I had tea with a couple of friends not long ago, and we talked about mindfulness and what it means to be in the present moment. My friend Nancy lives each moment of her life with no regrets. At that particular moment, she was enjoying our friendship and the tea. She was present with our conversation, not worrying about her upcoming meeting or the day’s to-do list. She said everything she wanted to say, leaving nothing out, not censoring her thoughts or comments as we conversed. Then, when she departed, she left us totally, moving on to the next thing in her day. Nancy did not carry with her the “could-a, would-a, should-a” from our conversation. She left it all right on the table when she left.
This is such a vivid description of mindfulness and living your life in the present moment. Energetically Nancy was totally in her body, in the center of her head, operating at full potency. She was comfortable enough in her own skin that she could say what she needed to say irrespective of her inner critic. Her fifth chakra (communication) was open and clear, allowing her to express herself fully. And then, when that moment was complete, she moved on. Just like that. No regrets.
Living life with no regrets is staying in the vibration of now. You are completely here, in the present moment, not looking outside for validation. You know that you are fine just the way you are. You have calmed your inner critic, and the voices of internal judgment have quieted. You may be better now at not judging yourself. But what about other people?

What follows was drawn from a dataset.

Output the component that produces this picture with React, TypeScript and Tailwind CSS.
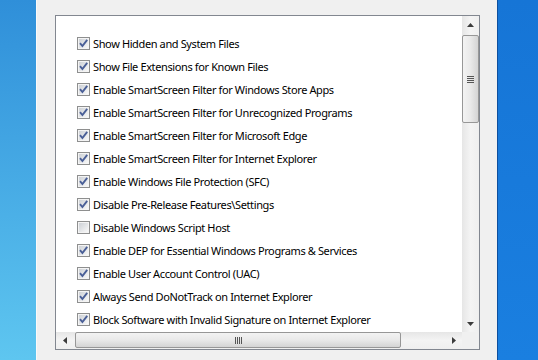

When you stand in judgment of another person, you send out a vibration of nonacceptance. You do not see other people as they are, right now, in present time. Instead, you hold an expectation, a judgment, of how they should be, what they should say, how they should react. In addition, when they do not live up to your expectation, you judge them as being wrong, uncaring, or as not holding your same values. You invalidate them. You do not see them for who they are, in the present tense, you see them as you think they should be.
And you know what that energy feels like. When someone throws invalidation energy your way, it reduces you, making you feel small and unworthy. The type of energy you send out into the world is reflected back to you, just like a boomerang. If you send out judgmental energy, you will get judgment thrown back in your direction. If you are surrounded with your own internal dialogue of invalidation, criticism, and self-judgment, you will attract more of that energy into your space.
Loving yourself for who you are right now is the key. As you treat yourself, so will other people treat you. If you accept yourself for who you are right here, right now, then you stand in a vibration of non-judgment. Holding the thought of compassion, for others and yourself, you allow people to be who they are without expectation. That is living a life from a state of mindfulness, and like Nancy, a life of no regrets.